关键词: 灰岩, 渗透压, 水岩作用, 孔隙, 溶蚀作用

Abstract: In karst water-enriched tunnel, due to the complexity of water-rock coupling effect, the evolution of pore structure in rock mass is unstable and will induce the deterioration and instability of rock mass, which puts forward higher requirements for the research of the stability of underground permeability rock mass. Firstly, to investigate the effect of osmotic pressure on the karst pore structure, osmotic test, acoustic emission test, mercury injection test, SEM test and fluorescence photometric test were carried out on limestone from Maixi tunnel, Guiyang, treated with different osmotic pressures.

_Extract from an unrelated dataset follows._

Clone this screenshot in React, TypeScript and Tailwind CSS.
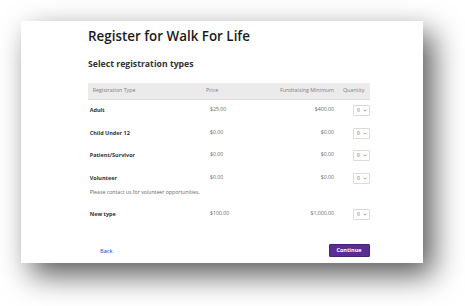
import React from "react";

const rows = [
  { name: "Adult", price: "$25.00", min: "$400.00" },
  { name: "Child Under 12", price: "$0.00", min: "$0.00" },
  { name: "Patient/Survivor", price: "$0.00", min: "$0.00" },
  { name: "Volunteer", price: "$0.00", min: "$0.00", note: "Please contact us for volunteer opportunities." },
  { name: "New type", price: "$100.00", min: "$1,000.00" },
];

function QtySelect() {
  return (
    <div className="flex h-[11px] w-[16.5px] items-center justify-between rounded-[1px] border border-[#dcdcdc] bg-white pl-[3px] pr-[2px]">
      <span className="text-[4.8px] leading-none text-[#666]">0</span>
      <svg width="4" height="3" viewBox="0 0 4 3" className="block">
        <path d="M0.5 0.7 L2 2.2 L3.5 0.7" fill="none" stroke="#777" strokeWidth="0.7" />
      </svg>
    </div>
  );
}

export default function App() {
  return (
    <div className="h-[306px] w-[465px] overflow-hidden bg-white pl-[21px] pt-[21px] font-['Open_Sans',sans-serif]">
      <div className="h-[242px] w-[402px] overflow-hidden bg-white shadow-[10px_12px_28px_rgba(0,0,0,0.65)]">
        <div className="ml-[67px] w-[281.5px] pt-[5px]">
          <h1 className="text-[13.4px] font-semibold leading-[20px] text-[#1c1c1c]">Register for Walk For Life</h1>
          <h2 className="mt-[11.3px] text-[8.7px] font-bold leading-[14px] text-[#333]">Select registration types</h2>

          <div className="mt-[11.7px]">
            <div className="grid h-[17px] grid-cols-[114px_86px_50px_1fr] items-center border-b border-[#dadada] bg-[#ebebeb] text-[5.3px] leading-none text-[#808080]">
              <div className="pl-[4.7px]">Registration Type</div>
              <div className="pl-[4px]">Price</div>
              <div className="flex justify-end pr-[4px] whitespace-nowrap">Fundraising Minimum</div>
              <div className="pl-[5px]">Quantity</div>
            </div>

            {rows.map((r) => (
              <div key={r.name} className={r.note ? "h-[36px] pt-[5px]" : "h-[22.6px] pt-[5px]"}>
                <div className="grid grid-cols-[114px_86px_50px_1fr] items-start">
                  <div className="pl-[1.7px] text-[5.5px] font-bold leading-[11px] text-[#333]">{r.name}</div>
                  <div className="pl-[8px] text-[5.2px] leading-[8px] text-[#666]">{r.price}</div>
                  <div className="pr-[4px] text-right text-[5.2px] leading-[8px] text-[#666]">{r.min}</div>
                  <div className="flex justify-end">
                    <QtySelect />
                  </div>
                </div>
                {r.note && (
                  <div className="mt-[4px] pl-[1.7px] text-[5.2px] leading-[8px] text-[#666]">{r.note}</div>
                )}
              </div>
            ))}
          </div>

          <div className="mt-[18px] flex items-center justify-between">
            <span className="pl-[12px] text-[5.5px] font-semibold text-[#3b73c4]">Back</span>
            <div className="flex h-[13px] w-[41px] items-center justify-center rounded-[1px] border border-[#4a2178] bg-[#5c2d91] text-[5.5px] font-bold leading-none text-white">
              Continue
            </div>
          </div>
        </div>
      </div>
    </div>
  );
}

Then, the mass loss rates, P-wave patterns and frequency spectrum, pore distribution curves and scanning electron microscope images were obtained. Results show that the mass loss rates of limestone show the tendency of "slow increase-rapid development" with the increase of osmotic pressure, and the demarcation points of the two phases is 6 MPa. With the increase of osmotic pressure, the amplitude of head wave gradually decays, and the waveform curve first decays quickly and then tends to be stable early, and the development degree of wave tail gradually slows down. Also, it is found the peak of dominant frequency gradually decays and evolves from single peak to multiple peak and has excellent quadratic function with osmotic pressure, and that the wave frequency develops from (relatively) high frequency to low frequency. Besides, the macropores and mesopores formed by dissolution play a decisive role in the permeability of limestone. With the increase of osmotic pressure, the accumulation of mercury increases exponentially. Meanwhile, the mineral contents including CaCO3 and SiO2 change exponentially. Compared with chemical dissolution, mechanical dissolution is more sensitive to time and dominates the formation of pores. In additional, the established water-rock contacting dissolution model indicates that the drag force of osmotic water depends on its flow velocity, while the increase of osmotic pressure can enlarge the osmotic pressure gradient, thus increasing the flow velocity.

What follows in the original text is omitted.